Monday, 30 April 2018

The Rose-Ringed Parakeets have discovered how to remove the lid of the bird feeder in the Rose Garden ...

... so they can dive right in. No wonder it runs out in a day.

It was a vile cold wet day, and no one was feeding the parakeets in the usual place near the leaf yard. They waited hopefully in a tree with more green birds than green leaves.

A lot of Swifts visisted the Serpentine today. Since they never land except to nest, they drink by catching raindrops. If it isn't raining, they skim the surface of the water and scoop up a beakful.

A Pied Wagtail paused for a moment on a wet kerbstone at the edge of the lake.

There was a Grey Wagtail in the grass a short way off.

No one was sitting outside the Dell restaurant, so the local Grey Heron could preen undisturbed on the balcony.

The Great Crested Grebes on the island were together at their nest. There is a chick on the left of them, which I hadn't seen through the viewfinder when taking this photograph. It was in exactly the same position in all the pictures. I do hope it was just resting.

The wind became quite strong around midday, ruffling the feathers of the solitary Mandarin drake as he looked for food on the edge of the Serpentine.

The floating baskets around the island have come adrift, allowing a Mute Swan to get in and explore new territory.

The Greylag Goose nesting on the basket might soon be making an unexpected voyage.

A Canada Goose charged down the Serpentine, not disturbing the Swifts whizzing around it as they are infinitely more agile.

Another swan stood on a Coots' nest to preen. It shows how strong these nests are built.

This is a top view of the Coots' nest at the outflow of the Serpentine, unfortunately sited on the edge of the weir so that the chicks are quickly swept away.


  1. I am racking my brains trying to remember where have I seen a picture of a tree with birds for leaves before. I almost wish to think it was a surrealist painting.

    I too hope the Grebe chick is resting. It'd be too cruel otherwise.
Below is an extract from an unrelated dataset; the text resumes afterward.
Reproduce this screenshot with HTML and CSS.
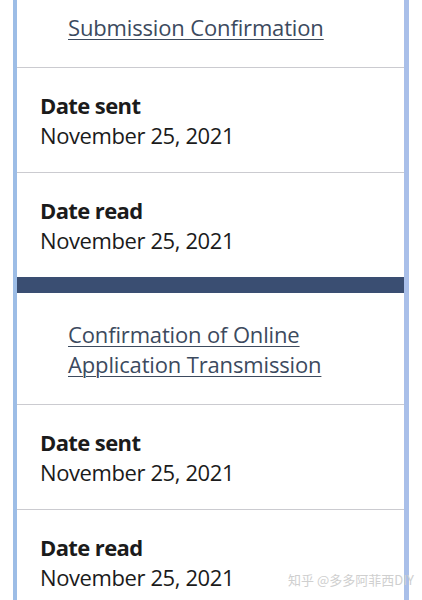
FILE: index.html
```html
<!DOCTYPE html>
<html lang="en">
<head>
<meta charset="utf-8">
<title>Messages</title>
<link rel="stylesheet" href="styles.css">
</head>
<body>
<div class="page">
  <section class="doc">
    <div class="row link-row"><a class="doc-link" href="#">Submission Confirmation</a></div>
    <div class="row">
      <div class="label">Date sent</div>
      <div class="value">November 25, 2021</div>
    </div>
    <div class="row last">
      <div class="label">Date read</div>
      <div class="value">November 25, 2021</div>
    </div>
  </section>
  <div class="divider-bar"></div>
  <section class="doc">
    <div class="row link-row"><a class="doc-link" href="#">Confirmation of Online Application Transmission</a></div>
    <div class="row">
      <div class="label">Date sent</div>
      <div class="value">November 25, 2021</div>
    </div>
    <div class="row last">
      <div class="label">Date read</div>
      <div class="value">November 25, 2021</div>
    </div>
  </section>
</div>
<div class="watermark">知乎 @多多阿菲西DIY</div>
</body>
</html>
```
FILE: styles.css
```css
html, body {
  margin: 0;
  padding: 0;
  background: #ffffff;
  overflow: hidden;
  height: 600px;
}
body {
  font-family: "Open Sans", "Noto Sans", sans-serif;
  color: #1b1b1b;
  position: relative;
}
.page {
  margin-left: 13px;
  width: 387px;
  margin-top: -14px;
  border-left: 4px solid #9dbde6;
  border-right: 5px solid #a9bfe9;
  background: #ffffff;
}
.row {
  padding: 22px 23px;
  border-bottom: 1px solid #cbcbd0;
  font-size: 22px;
  line-height: 30px;
}
.row.last {
  border-bottom: none;
}
.link-row {
  padding: 26px 23px 25px 51px;
}
.doc-link {
  color: #3c4a5e;
  letter-spacing: -0.15px;
  text-decoration: underline;
  text-decoration-thickness: 1px;
  text-underline-offset: 3px;
}
.label {
  font-weight: 700;
  color: #1b1b1b;
  letter-spacing: -0.6px;
}
.value {
  color: #1b1b1b;
  letter-spacing: -0.4px;
}
.divider-bar {
  height: 16px;
  background: #3a4e72;
}
.watermark {
  position: absolute;
  left: 288px;
  top: 571px;
  font-family: "Noto Sans CJK SC", "Noto Sans", sans-serif;
  font-size: 13px;
  line-height: 18px;
  color: #cfcfcf;
  white-space: nowrap;
}
```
We are so looking forward to seeing them.

    How can those Coots not realize that no chick has ever survived in that nest?

    1. I have a nasty feeling that, at best, only one chick is going to survive. It's too early in the year and, in the peculiar ecology of the lake, there aren't enough small fish the right size for feeding them. One chick survived from a spring nest on the island last year -- it was the one that was thrown out early because its parents bred again at the more suitable time of midsummer.

      It's possible that the unwise Coots are a different pair each year. All Coots look more or less alike.

  2. What a wonderful shot of the parakeet tree. I wonder why they chose a rare leafless one? I was there a little later when a man came along with a carrier bag for a spot of industrial scale feeding and they descended on him like a scene from the Hitchcock film. Some ducking and diving was needed and it didn’t look entirely painless.

    1. Parakeets seem to like perching on bare twigs. They can often be seen on dead branches sticking out of the tops of trees. I suppose it gives them a better view.

      The parakeet feeders are now out of control. On sunny weekend days there may be over 50 people there.